The testimony is undisputed that the parties agreed orally, agreed in the lease marked 'Exhibit A', and finally agreed in the clean copy on the essential terms of the lease, including the unquestioned right of the lessee to an option to renew the lease for five years, commencing October 31, 1959, upon the same rent, payment, terms, and conditions as outlined in Exhibit A. This option is the basis for the lawsuit.
Immediately upon mutual approval of the pencilled lease, Mrs. Crossman employed as her architect and contractor the same architect and contractor employed by the Fontainebleau Hotel, at that time still unfinished. The court found that this was upon the 'insistence and demands' of the defendant; the hotel was anxious to have the dress shop open for business as soon as possible in order to have its lobby attractive. Mrs. Crossman went into possession in February 1955, and opened for business March 11, 1955. Her improvements cost in excess of $50,000. The court found that from the time she took possession until the time of the litigation she paid the rent and complied with the terms of the lease.
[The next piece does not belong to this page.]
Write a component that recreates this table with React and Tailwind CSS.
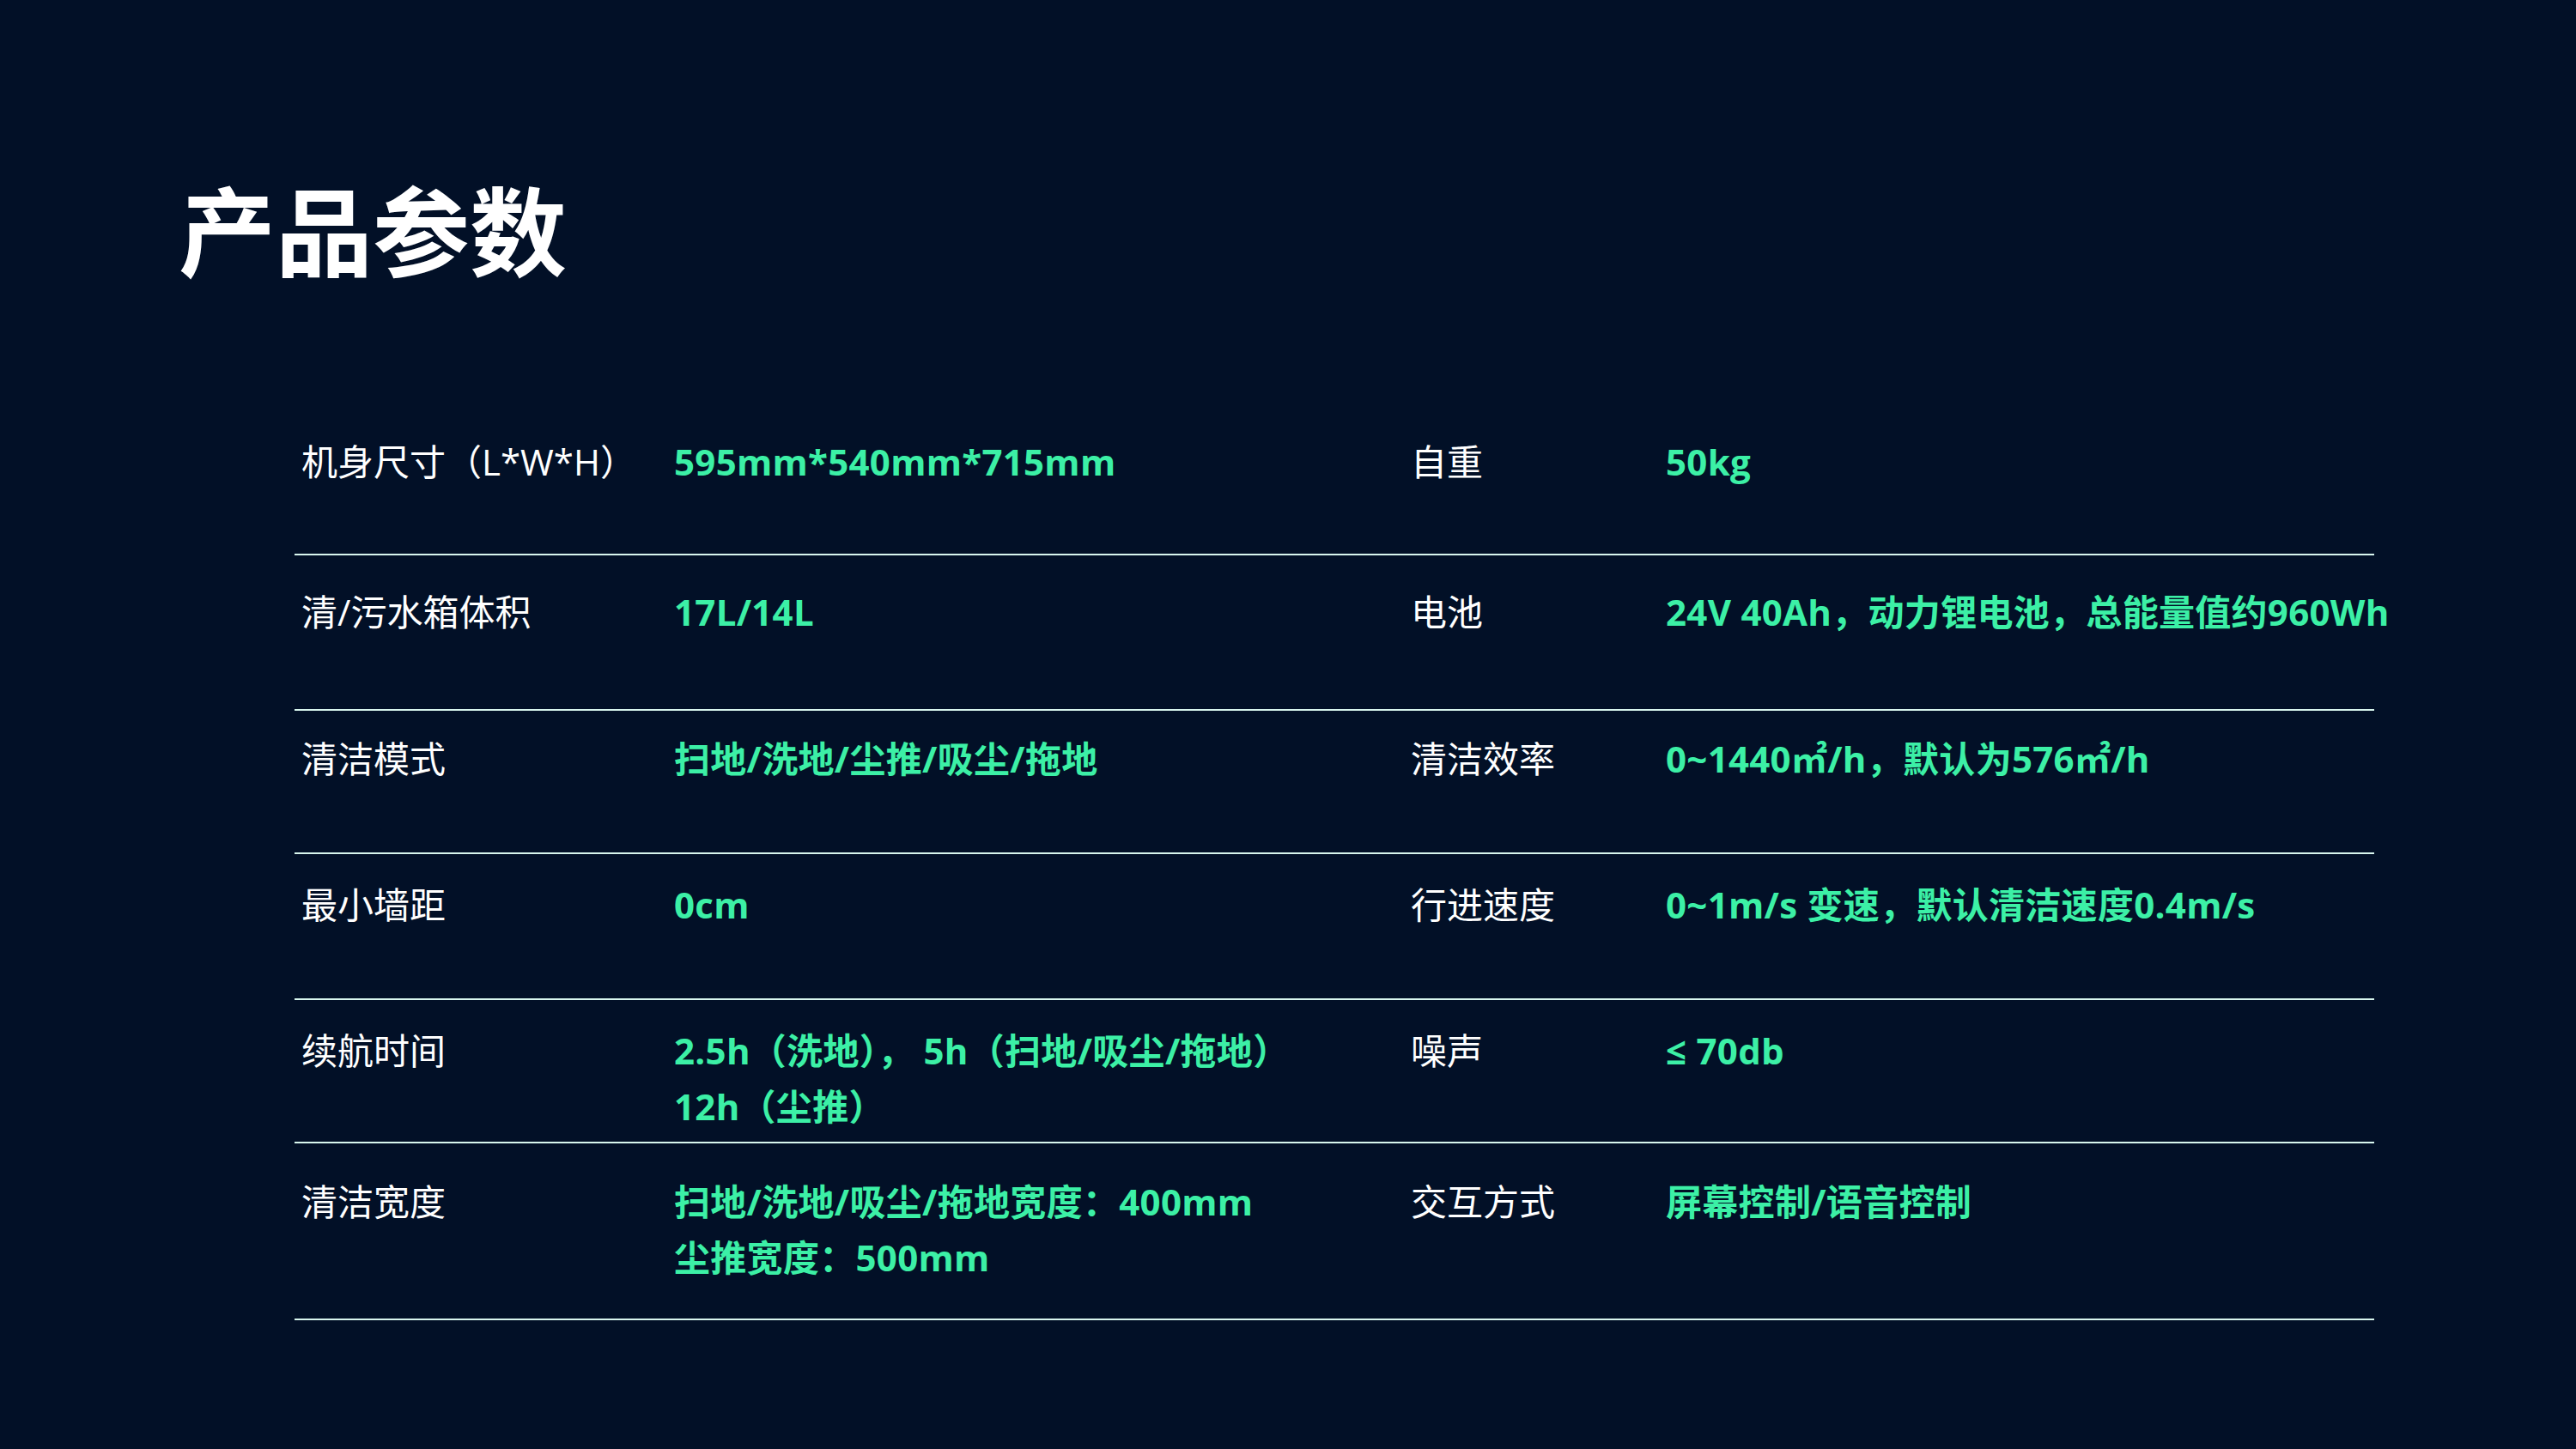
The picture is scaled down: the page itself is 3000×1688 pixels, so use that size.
import React from 'react';

const rows = [
  { h: 'h-[167px]', pt: 'pt-[25px]', l1: '机身尺寸（L*W*H）', v1: ['595mm*540mm*715mm'], l2: '自重', v2: ['50kg'] },
  { h: 'h-[181px]', pt: 'pt-[33px]', l1: '清/污水箱体积', v1: ['17L/14L'], l2: '电池', v2: ['24V 40Ah，动力锂电池，总能量值约960Wh'] },
  { h: 'h-[167px]', pt: 'pt-[23px]', l1: '清洁模式', v1: ['扫地/洗地/尘推/吸尘/拖地'], l2: '清洁效率', v2: ['0~1440㎡/h，默认为576㎡/h'] },
  { h: 'h-[170px]', pt: 'pt-[26px]', l1: '最小墙距', v1: ['0cm'], l2: '行进速度', v2: ['0~1m/s 变速，默认清洁速度0.4m/s'] },
  { h: 'h-[167px]', pt: 'pt-[26px]', l1: '续航时间', v1: ['2.5h（洗地）， 5h（扫地/吸尘/拖地）', '12h（尘推）'], l2: '噪声', v2: ['≤ 70db'] },
  { h: 'h-[206px]', pt: 'pt-[35px]', l1: '清洁宽度', v1: ['扫地/洗地/吸尘/拖地宽度：400mm', '尘推宽度：500mm'], l2: '交互方式', v2: ['屏幕控制/语音控制'] },
];

function Value({ lines }) {
  return (
    <div className="text-[#3cf0a6] font-bold whitespace-nowrap tracking-[0.3px]">
      {lines.map((t) => (
        <div key={t}>{t}</div>
      ))}
    </div>
  );
}

export default function App() {
  return (
    <div
      className="w-[3000px] h-[1688px] bg-[#021027] overflow-hidden"
      style={{ fontFamily: '"Open Sans", "Noto Sans CJK SC", sans-serif' }}
    >
      <h1 className="pt-[213px] pl-[208px] text-white font-bold text-[113px] leading-none">产品参数</h1>

      <div className="ml-[343px] mt-[154px] w-[2422px] text-[42px] leading-[65px]">
        {rows.map((r) => (
          <div
            key={r.l1}
            className={`grid grid-cols-[442px_858px_297px_1fr] border-b-2 border-[#d8f6ee] ${r.h} ${r.pt}`}
          >
            <div className="pl-[8px] text-white whitespace-nowrap">{r.l1}</div>
            <Value lines={r.v1} />
            <div className="text-white whitespace-nowrap">{r.l2}</div>
            <Value lines={r.v2} />
          </div>
        ))}
      </div>
    </div>
  );
}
On these facts-- some of course are disputed-- we conclude there was ample evidence to support the trial judge's finding of an adequate meeting of the minds. The contract was completed when both parties approved the pencilled copy (Exhibit A). Nothing essnetial remained open. 1 Corbin, Contracts, 29, 31; 1 Williston, Contracts, 27, 28, 28A; 12 Am.Jur., Contracts 53. The attitude of the parties dissipates any doubt as to their having treated the lease as a completed contract. This attitude is reflected in the hotel's urging Mrs. Crossman to move in immediately, allowing her to put up a deposit of $5,000, encouraging her to spend $50,000 on improvements, and accepting the rent for several years. It seems most unlikely to us that either of the two parties in this litigation would have made moves from which he could not retreat-- unless there had been a firm meeting of the minds.
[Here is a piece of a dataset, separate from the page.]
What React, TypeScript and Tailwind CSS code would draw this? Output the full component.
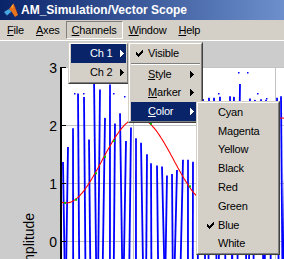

B. The appellant contends that the lower court erred in identifying Florence Lustig Crossman with Florence Lustig of New York, Inc., a New York corporation. The lease was in the name of 'Florence Lustig of New York Inc.', a New York corporation authorized to do business in Florida. The testimony and documentary evidence show that the parties were not concerned with the corporate entity or name of the lessee. The Hotel looked to Florence Lustig Crossman, the individual, to operate the dress shop and since March 11, 1955, she has occupied the premises, paid the rent, and followed the terms of the Exhibit A lease. The contracts and correspondence refer to Florence Lustig, Inc., Florence Lustig of New York, Inc., Florence Lustig, and Florence Lustig Crossman. The district court found that the parties treated Mrs. Crossman and 'Florence Lustig of New York, Inc.', as 'inseparable and interchangeable'; that the hotel did not care under what name or entity she operated the dress shop as long as she operated it. The hotel gave checks to Mrs. Crossman twice a month, payable to her individually, for charges made by guests in the dress shop but billed through and collected by the hotel. The hotel sent its monthly rental statement in the name of Mrs. Florence Lustig Crossman, individually.
The exercise of the option to renew, however, was signed in the name of 'Florence Lustig of New York, Inc.', by Florence Lustig, President. We attach no legal significance to this; it was to comply with the wroding of the Exhibit A lease. The New York corporation has never been in possession of the premises, has never engaged actively in any business venture, and does not even have a bank account. Mrs. Crossman organized the was its principal the stock in it, and was its principal officer. The district court's finding was clearly correct.
C. Varying its argument only slightly, the appellant contends that the district court erred in finding that Florence Lustig, individually, had a lease and option to renew, because she could not show that the corporation made any assignment to her of its right to renew. Since, however, the hotel looked to Mrs. Crossman-- operating in whatever name-- her exercise of the option was within the agreement of the parties.
D. The appellant contends that the lower court erred in finding that Mrs. Crossman individually took possession of the premises under the lease marked 'Exhibit A'. This contention is premised on the fact that the plaintiff moved in and started operating before this lease was submitted to her; since the typed lease came into existence February 24, 1955, improvements could not be made a pursuant to it in January 1955. But the Exhibit A was the basis of her possession, reflecting the previous agreement of the parties reached in January. And, she took possession when she did at the Hotel's insistence, continuing in possession of the premises for five years, abiding by the terms of Exhibit A.
E. Finally, appellant contends that the lower court erred in decreeing specific performance of a lease that was unexecuted and unsigned and terms, was not even a party. A decision terms, was not even a party. A decision to order specific performance rests in the sound discretion of the court, to be determined from all the relevant facts. 29 Fla. Jurisprudence 'Specific Performance' 10; Mann v. Thompson, Fla.App. 1958, 100 So.2d 634; Todd et ux. v. Hyzer, 1944, 154 Fla. 702, 18 So.2d 888. Here, the evidence shows no intention on the part of the plaintiff to deceive the hotel, nor any prejudicial delay by her in asserting her rights. It shows no concern on the part of the hotel as to whether the plaintiff operated individually or in trade name or as a separate corporate entity. We cannot say that, in the circumstances of this case, the district court abused its discretion by ordering specific performance.
We summarize. On the first appeal we held that if Mrs. Crossman could prove a meeting of the minds, possession of the premises, the expenditure of a large sum for improvements, and the payment of rent-- she had a valid contract, one of the terms of which was an option to renew. The courts court found that she met the burden of proof. Substantial evidence supports the findings. We must, therefore, affirm the judgment below.